■ **Set problem**
Skip the pictures and extract all of the lines exactly as written.

■ **Collected data**
* * *
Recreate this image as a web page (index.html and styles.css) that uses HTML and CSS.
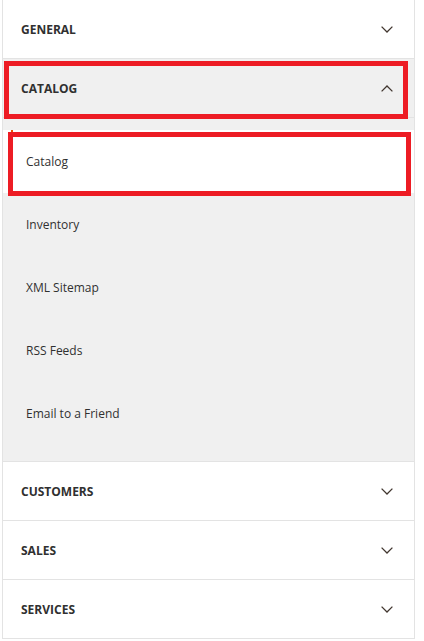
FILE: index.html
```html
<!DOCTYPE html>
<html lang="en">
<head>
<meta charset="utf-8">
<title>Configuration</title>
<link rel="stylesheet" href="styles.css">
</head>
<body>
<div class="config">
  <div class="section">
    <div class="head"><span class="title">GENERAL</span>
      <svg class="chev" width="12" height="7" viewBox="0 0 12 7"><polyline points="0.6,0.6 6,6 11.4,0.6"/></svg>
    </div>
  </div>
  <div class="section open">
    <div class="head"><span class="title">CATALOG</span>
      <svg class="chev" width="12" height="7" viewBox="0 0 12 7"><polyline points="0.6,6.4 6,1 11.4,6.4"/></svg>
      <span class="mark mark-head"></span>
    </div>
    <ul class="sub">
      <li class="item active"><span class="edge"></span>Catalog<span class="mark mark-item"></span></li>
      <li class="item">Inventory</li>
      <li class="item">XML Sitemap</li>
      <li class="item">RSS Feeds</li>
      <li class="item">Email to a Friend</li>
    </ul>
  </div>
  <div class="section">
    <div class="head"><span class="title">CUSTOMERS</span>
      <svg class="chev" width="12" height="7" viewBox="0 0 12 7"><polyline points="0.6,0.6 6,6 11.4,0.6"/></svg>
    </div>
  </div>
  <div class="section">
    <div class="head"><span class="title">SALES</span>
      <svg class="chev" width="12" height="7" viewBox="0 0 12 7"><polyline points="0.6,0.6 6,6 11.4,0.6"/></svg>
    </div>
  </div>
  <div class="section">
    <div class="head"><span class="title">SERVICES</span>
      <svg class="chev" width="12" height="7" viewBox="0 0 12 7"><polyline points="0.6,0.6 6,6 11.4,0.6"/></svg>
    </div>
  </div>
</div>
</body>
</html>
```
FILE: styles.css
```css
html, body {
  margin: 0;
  padding: 0;
  background: #ffffff;
}
body {
  font-family: "Open Sans", "Liberation Sans", sans-serif;
  color: #303030;
}
.config {
  margin-left: 2px;
  width: 413px;
  box-sizing: border-box;
  border-left: 1px solid #e3e3e3;
  border-right: 1px solid #e3e3e3;
}
.section {
  border-bottom: 1px solid #e3e3e3;
}
.head {
  position: relative;
  height: 58px;
  display: flex;
  align-items: center;
  justify-content: space-between;
  padding: 0 21px 0 18px;
  background: #ffffff;
}
.section.open .head {
  background: #f0f0f0;
  border-bottom: 1px solid #e3e3e3;
}
.title {
  font-size: 12px;
  font-weight: 700;
  color: #303030;
}
.chev {
  display: block;
}
.chev polyline {
  fill: none;
  stroke: #41362f;
  stroke-width: 1.3;
}
.sub {
  list-style: none;
  margin: 0;
  padding: 12px 0 16px;
  background: #f0f0f0;
}
.item {
  position: relative;
  height: 63px;
  display: flex;
  align-items: center;
  padding-left: 23px;
  font-size: 12px;
  color: #303030;
}
.item.active {
  background: #ffffff;
}
.edge {
  position: absolute;
  left: 8px;
  top: 0;
  width: 2px;
  height: 4px;
  background: #eb5202;
}
.mark {
  position: absolute;
  box-sizing: border-box;
  border: 5px solid #ed1c24;
  pointer-events: none;
}
.mark-head {
  left: 1px;
  top: 2px;
  width: 404px;
  height: 58px;
}
.mark-item {
  left: 5px;
  top: 2px;
  width: 403px;
  height: 64px;
}
```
* * *
■ **Response to the exercise**
Recreate this image as a web page (index.html and styles.css) that uses HTML and CSS.
FILE: index.html
```html
<!DOCTYPE html>
<html lang="en">
<head>
<meta charset="utf-8">
<title>Configuration</title>
<link rel="stylesheet" href="styles.css">
</head>
<body>
<div class="config">
  <div class="section">
    <div class="head"><span class="title">GENERAL</span>
      <svg class="chev" width="12" height="7" viewBox="0 0 12 7"><polyline points="0.6,0.6 6,6 11.4,0.6"/></svg>
    </div>
  </div>
  <div class="section open">
    <div class="head"><span class="title">CATALOG</span>
      <svg class="chev" width="12" height="7" viewBox="0 0 12 7"><polyline points="0.6,6.4 6,1 11.4,6.4"/></svg>
      <span class="mark mark-head"></span>
    </div>
    <ul class="sub">
      <li class="item active"><span class="edge"></span>Catalog<span class="mark mark-item"></span></li>
      <li class="item">Inventory</li>
      <li class="item">XML Sitemap</li>
      <li class="item">RSS Feeds</li>
      <li class="item">Email to a Friend</li>
    </ul>
  </div>
  <div class="section">
    <div class="head"><span class="title">CUSTOMERS</span>
      <svg class="chev" width="12" height="7" viewBox="0 0 12 7"><polyline points="0.6,0.6 6,6 11.4,0.6"/></svg>
    </div>
  </div>
  <div class="section">
    <div class="head"><span class="title">SALES</span>
      <svg class="chev" width="12" height="7" viewBox="0 0 12 7"><polyline points="0.6,0.6 6,6 11.4,0.6"/></svg>
    </div>
  </div>
  <div class="section">
    <div class="head"><span class="title">SERVICES</span>
      <svg class="chev" width="12" height="7" viewBox="0 0 12 7"><polyline points="0.6,0.6 6,6 11.4,0.6"/></svg>
    </div>
  </div>
</div>
</body>
</html>
```
FILE: styles.css
```css
html, body {
  margin: 0;
  padding: 0;
  background: #ffffff;
}
body {
  font-family: "Open Sans", "Liberation Sans", sans-serif;
  color: #303030;
}
.config {
  margin-left: 2px;
  width: 413px;
  box-sizing: border-box;
  border-left: 1px solid #e3e3e3;
  border-right: 1px solid #e3e3e3;
}
.section {
  border-bottom: 1px solid #e3e3e3;
}
.head {
  position: relative;
  height: 58px;
  display: flex;
  align-items: center;
  justify-content: space-between;
  padding: 0 21px 0 18px;
  background: #ffffff;
}
.section.open .head {
  background: #f0f0f0;
  border-bottom: 1px solid #e3e3e3;
}
.title {
  font-size: 12px;
  font-weight: 700;
  color: #303030;
}
.chev {
  display: block;
}
.chev polyline {
  fill: none;
  stroke: #41362f;
  stroke-width: 1.3;
}
.sub {
  list-style: none;
  margin: 0;
  padding: 12px 0 16px;
  background: #f0f0f0;
}
.item {
  position: relative;
  height: 63px;
  display: flex;
  align-items: center;
  padding-left: 23px;
  font-size: 12px;
  color: #303030;
}
.item.active {
  background: #ffffff;
}
.edge {
  position: absolute;
  left: 8px;
  top: 0;
  width: 2px;
  height: 4px;
  background: #eb5202;
}
.mark {
  position: absolute;
  box-sizing: border-box;
  border: 5px solid #ed1c24;
  pointer-events: none;
}
.mark-head {
  left: 1px;
  top: 2px;
  width: 404px;
  height: 58px;
}
.mark-item {
  left: 5px;
  top: 2px;
  width: 403px;
  height: 64px;
}
```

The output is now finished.